Quels progrès entre tes jours d'école à la maison, où je m'arrachais les cheveux à te faire tracer sans succès des lettres droites et bien formées, et les mots et dessins précis et détaillés que tu multiplies fièrement depuis les mois suivants!
Quel plaisir à t'avoir vu prendre confiance, t'initier au ski, lâcher les roulettes de ton vélo, jouer avec les chiffres et lire tes premiers mots, cuisiner avec ton papa, essayer le yoga, et veiller sur ta petite sœur.
Quelle tendresse à te voir abandonner "chien-chien", ce double infernal à qui tu faisais faire toutes sortes de bêtises, et laisser doudou dinosaure dans ton lit, maintenant, lui qui devait encore t'accompagner partout il n'y a pas si longtemps...
De toi il se dégage un véritable élan - on te sent juste au bord de quelque chose de plus grand.

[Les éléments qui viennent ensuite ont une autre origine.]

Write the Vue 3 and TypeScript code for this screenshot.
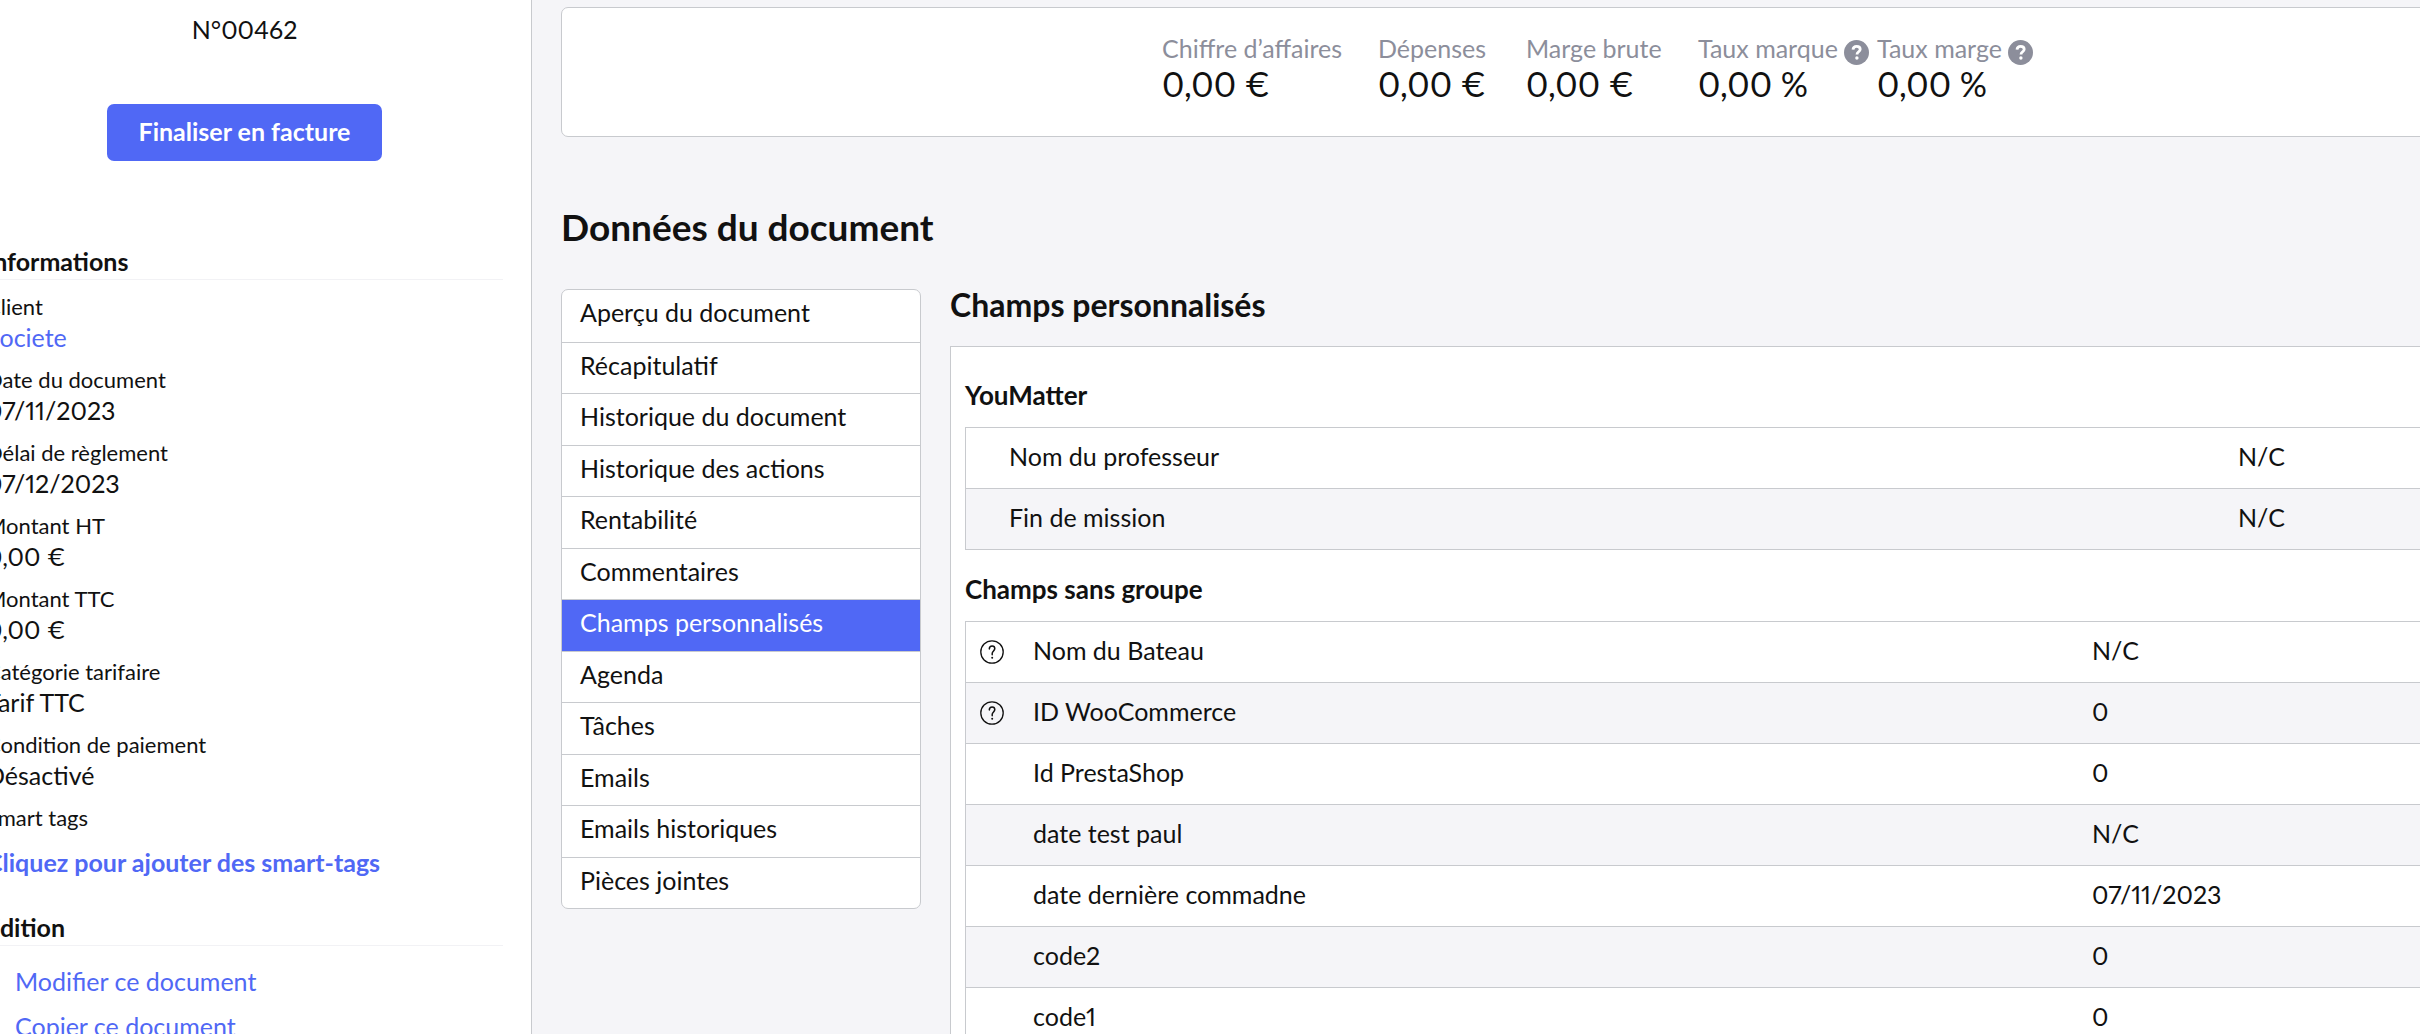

Encore vacillante ; mais avec ton équilibre à toi, penchant d'un côté puis de l'autre dans un doux balancement, te jouant de la gravité sans jamais tomber, car tu sais toujours bien quand il faut t'arrêter.
Il ne te reste plus qu'à choisir un côté : l'ombre ou la lumière, il te faudra trancher. Mais à bien y réfléchir, et si je me fie à la symbolique de ton si beau prénom, je devine déjà ce que ça va donner.
Tu trouveras ton propre moyen de garder l'ombre comme la lumière - en sachant toujours créer des arc-en-ciel, à la fois doux et flamboyants, comme tu l'es toi-même.